» PROBLEM TO SOLVE:
Make an exact copy of all the material below, apart from the pictures.

============================================================

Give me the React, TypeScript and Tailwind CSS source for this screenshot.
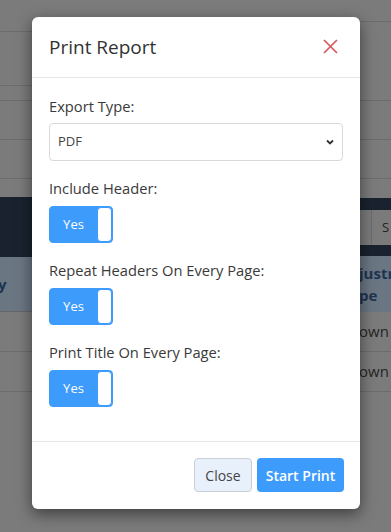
import React from "react";

function Toggle() {
  return (
    <div className="flex h-[37px] w-[64px] rounded-[4px] border border-[#3d9bfc] bg-[#3d9bfc]">
      <div className="flex flex-1 items-center justify-center text-[13px] text-white">Yes</div>
      <div className="w-[15px] rounded-[4px] border border-[#3d9bfc] bg-white"></div>
    </div>
  );
}

function Group({
  label,
  children,
  h,
  lmb,
  mb,
}: {
  label: string;
  children: React.ReactNode;
  h: string;
  lmb: string;
  mb: string;
}) {
  return (
    <div className={mb}>
      <div className={`${lmb} h-[22px] text-[14.7px] leading-[22px] text-[#3a3a3a]`}>{label}</div>
      <div className={h}>{children}</div>
    </div>
  );
}

export default function App() {
  return (
    <div
      className="relative h-[532px] w-[391px] overflow-hidden bg-[#7b7b7b]"
      style={{ fontFamily: '"Open Sans", "Noto Sans", sans-serif' }}
    >
      {/* background page */}
      <div className="flex h-full">
        <div className="flex w-[32px] flex-col">
          <div className="h-[32px] border-b border-[#6c6c6c]"></div>
          <div className="h-[54px] border-b border-[#6c6c6c]"></div>
          <div className="h-[15px] border-b border-[#6c6c6c]"></div>
          <div className="h-[39px] border-b border-[#6c6c6c]"></div>
          <div className="h-[39px] border-b border-[#6c6c6c]"></div>
          <div className="h-[18px]"></div>
          <div className="h-[60px] bg-[#19222e]"></div>
          <div className="flex h-[55px] items-center bg-[#6b7683] border-b border-[#666]">
            <span className="ml-[-2px] text-[15px] font-bold text-[#1d3450]">y</span>
          </div>
          <div className="h-[40px] border-b border-[#6c6c6c]"></div>
          <div className="h-[40px] border-b border-[#6c6c6c]"></div>
        </div>
        <div className="flex-1"></div>
        <div className="flex w-[31px] flex-col">
          <div className="h-[22px] border-b border-[#6c6c6c]"></div>
          <div className="h-[79px] border-b border-[#6c6c6c]"></div>
          <div className="h-[39px] border-b border-[#6c6c6c]"></div>
          <div className="h-[39px] border-b border-[#6c6c6c]"></div>
          <div className="h-[19px]"></div>
          <div className="h-[12px] bg-[#19222e]"></div>
          <div className="flex h-[35px]">
            <div className="w-[12px] border-r border-[#6a6a6a]"></div>
            <div className="flex items-center pl-[10px] text-[13px] text-[#222]">S</div>
          </div>
          <div className="h-[11px] bg-[#19222e]"></div>
          <div className="flex h-[56px] flex-col justify-center bg-[#6b7683] text-[15px] font-bold leading-[22px] text-[#1d3450]">
            <span className="ml-[-1px]">justr</span>
            <span className="ml-[-1px]">pe</span>
          </div>
          <div className="flex h-[40px] items-center border-b border-[#6c6c6c] text-[15px] text-[#252525]">
            <span className="ml-[-1px]">own</span>
          </div>
          <div className="flex h-[40px] items-center border-b border-[#6c6c6c] text-[15px] text-[#252525]">
            <span className="ml-[-1px]">own</span>
          </div>
        </div>
      </div>

      {/* modal */}
      <div className="absolute left-[32px] top-[17px] flex w-[328px] flex-col rounded-[6px] bg-white shadow-[0_5px_15px_rgba(0,0,0,0.5)]">
        <div className="flex items-center justify-between border-b border-[#e5e5e5] pb-4 pl-[17px] pr-[22px] pt-4">
          <div className="text-[19px] leading-[28px] text-[#333]">Print Report</div>
          <svg width="15" height="15" viewBox="0 0 15 15" className="mt-[-1px]">
            <path d="M1 1 L14 14 M14 1 L1 14" stroke="#d9585a" strokeWidth="1.7" />
          </svg>
        </div>
        <div className="px-[17px] pb-[18px] pt-[17px]">
          <Group label="Export Type:" h="h-[38px]" lmb="mb-[6px]" mb="mb-4">
            <div className="flex h-[38px] w-full items-center justify-between rounded-[4px] border border-[#d9d9d9] pl-[8px] pr-[7px]">
              <span className="text-[13px] text-[#444]">PDF</span>
              <svg width="10" height="8" viewBox="0 0 10 8">
                <path d="M2 2.5 L5 5.5 L8 2.5" stroke="#333" strokeWidth="1.8" fill="none" />
              </svg>
            </div>
          </Group>
          <Group label="Include Header:" h="h-[37px]" lmb="mb-[7px]" mb="mb-4">
            <Toggle />
          </Group>
          <Group label="Repeat Headers On Every Page:" h="h-[37px]" lmb="mb-[7px]" mb="mb-4">
            <Toggle />
          </Group>
          <Group label="Print Title On Every Page:" h="h-[37px]" lmb="mb-[7px]" mb="mb-4">
            <Toggle />
          </Group>
        </div>
        <div className="flex justify-end gap-[5px] border-t border-[#e5e5e5] px-4 pb-[17px] pt-4">
          <div className="flex h-[34px] w-[58px] items-center justify-center rounded-[4px] border border-[#c9ced6] bg-[#e8f1fb] text-[14px] text-[#444]">
            Close
          </div>
          <div className="flex h-[34px] w-[87px] items-center justify-center rounded-[4px] bg-[#3d9bfc] text-[14px] font-semibold text-white">
            Start Print
          </div>
        </div>
      </div>
    </div>
  );
}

============================================================

» RESPONSE TO THE EXERCISE:
Give me the React, TypeScript and Tailwind CSS source for this screenshot.
import React from "react";

function Toggle() {
  return (
    <div className="flex h-[37px] w-[64px] rounded-[4px] border border-[#3d9bfc] bg-[#3d9bfc]">
      <div className="flex flex-1 items-center justify-center text-[13px] text-white">Yes</div>
      <div className="w-[15px] rounded-[4px] border border-[#3d9bfc] bg-white"></div>
    </div>
  );
}

function Group({
  label,
  children,
  h,
  lmb,
  mb,
}: {
  label: string;
  children: React.ReactNode;
  h: string;
  lmb: string;
  mb: string;
}) {
  return (
    <div className={mb}>
      <div className={`${lmb} h-[22px] text-[14.7px] leading-[22px] text-[#3a3a3a]`}>{label}</div>
      <div className={h}>{children}</div>
    </div>
  );
}

export default function App() {
  return (
    <div
      className="relative h-[532px] w-[391px] overflow-hidden bg-[#7b7b7b]"
      style={{ fontFamily: '"Open Sans", "Noto Sans", sans-serif' }}
    >
      {/* background page */}
      <div className="flex h-full">
        <div className="flex w-[32px] flex-col">
          <div className="h-[32px] border-b border-[#6c6c6c]"></div>
          <div className="h-[54px] border-b border-[#6c6c6c]"></div>
          <div className="h-[15px] border-b border-[#6c6c6c]"></div>
          <div className="h-[39px] border-b border-[#6c6c6c]"></div>
          <div className="h-[39px] border-b border-[#6c6c6c]"></div>
          <div className="h-[18px]"></div>
          <div className="h-[60px] bg-[#19222e]"></div>
          <div className="flex h-[55px] items-center bg-[#6b7683] border-b border-[#666]">
            <span className="ml-[-2px] text-[15px] font-bold text-[#1d3450]">y</span>
          </div>
          <div className="h-[40px] border-b border-[#6c6c6c]"></div>
          <div className="h-[40px] border-b border-[#6c6c6c]"></div>
        </div>
        <div className="flex-1"></div>
        <div className="flex w-[31px] flex-col">
          <div className="h-[22px] border-b border-[#6c6c6c]"></div>
          <div className="h-[79px] border-b border-[#6c6c6c]"></div>
          <div className="h-[39px] border-b border-[#6c6c6c]"></div>
          <div className="h-[39px] border-b border-[#6c6c6c]"></div>
          <div className="h-[19px]"></div>
          <div className="h-[12px] bg-[#19222e]"></div>
          <div className="flex h-[35px]">
            <div className="w-[12px] border-r border-[#6a6a6a]"></div>
            <div className="flex items-center pl-[10px] text-[13px] text-[#222]">S</div>
          </div>
          <div className="h-[11px] bg-[#19222e]"></div>
          <div className="flex h-[56px] flex-col justify-center bg-[#6b7683] text-[15px] font-bold leading-[22px] text-[#1d3450]">
            <span className="ml-[-1px]">justr</span>
            <span className="ml-[-1px]">pe</span>
          </div>
          <div className="flex h-[40px] items-center border-b border-[#6c6c6c] text-[15px] text-[#252525]">
            <span className="ml-[-1px]">own</span>
          </div>
          <div className="flex h-[40px] items-center border-b border-[#6c6c6c] text-[15px] text-[#252525]">
            <span className="ml-[-1px]">own</span>
          </div>
        </div>
      </div>

      {/* modal */}
      <div className="absolute left-[32px] top-[17px] flex w-[328px] flex-col rounded-[6px] bg-white shadow-[0_5px_15px_rgba(0,0,0,0.5)]">
        <div className="flex items-center justify-between border-b border-[#e5e5e5] pb-4 pl-[17px] pr-[22px] pt-4">
          <div className="text-[19px] leading-[28px] text-[#333]">Print Report</div>
          <svg width="15" height="15" viewBox="0 0 15 15" className="mt-[-1px]">
            <path d="M1 1 L14 14 M14 1 L1 14" stroke="#d9585a" strokeWidth="1.7" />
          </svg>
        </div>
        <div className="px-[17px] pb-[18px] pt-[17px]">
          <Group label="Export Type:" h="h-[38px]" lmb="mb-[6px]" mb="mb-4">
            <div className="flex h-[38px] w-full items-center justify-between rounded-[4px] border border-[#d9d9d9] pl-[8px] pr-[7px]">
              <span className="text-[13px] text-[#444]">PDF</span>
              <svg width="10" height="8" viewBox="0 0 10 8">
                <path d="M2 2.5 L5 5.5 L8 2.5" stroke="#333" strokeWidth="1.8" fill="none" />
              </svg>
            </div>
          </Group>
          <Group label="Include Header:" h="h-[37px]" lmb="mb-[7px]" mb="mb-4">
            <Toggle />
          </Group>
          <Group label="Repeat Headers On Every Page:" h="h-[37px]" lmb="mb-[7px]" mb="mb-4">
            <Toggle />
          </Group>
          <Group label="Print Title On Every Page:" h="h-[37px]" lmb="mb-[7px]" mb="mb-4">
            <Toggle />
          </Group>
        </div>
        <div className="flex justify-end gap-[5px] border-t border-[#e5e5e5] px-4 pb-[17px] pt-4">
          <div className="flex h-[34px] w-[58px] items-center justify-center rounded-[4px] border border-[#c9ced6] bg-[#e8f1fb] text-[14px] text-[#444]">
            Close
          </div>
          <div className="flex h-[34px] w-[87px] items-center justify-center rounded-[4px] bg-[#3d9bfc] text-[14px] font-semibold text-white">
            Start Print
          </div>
        </div>
      </div>
    </div>
  );
}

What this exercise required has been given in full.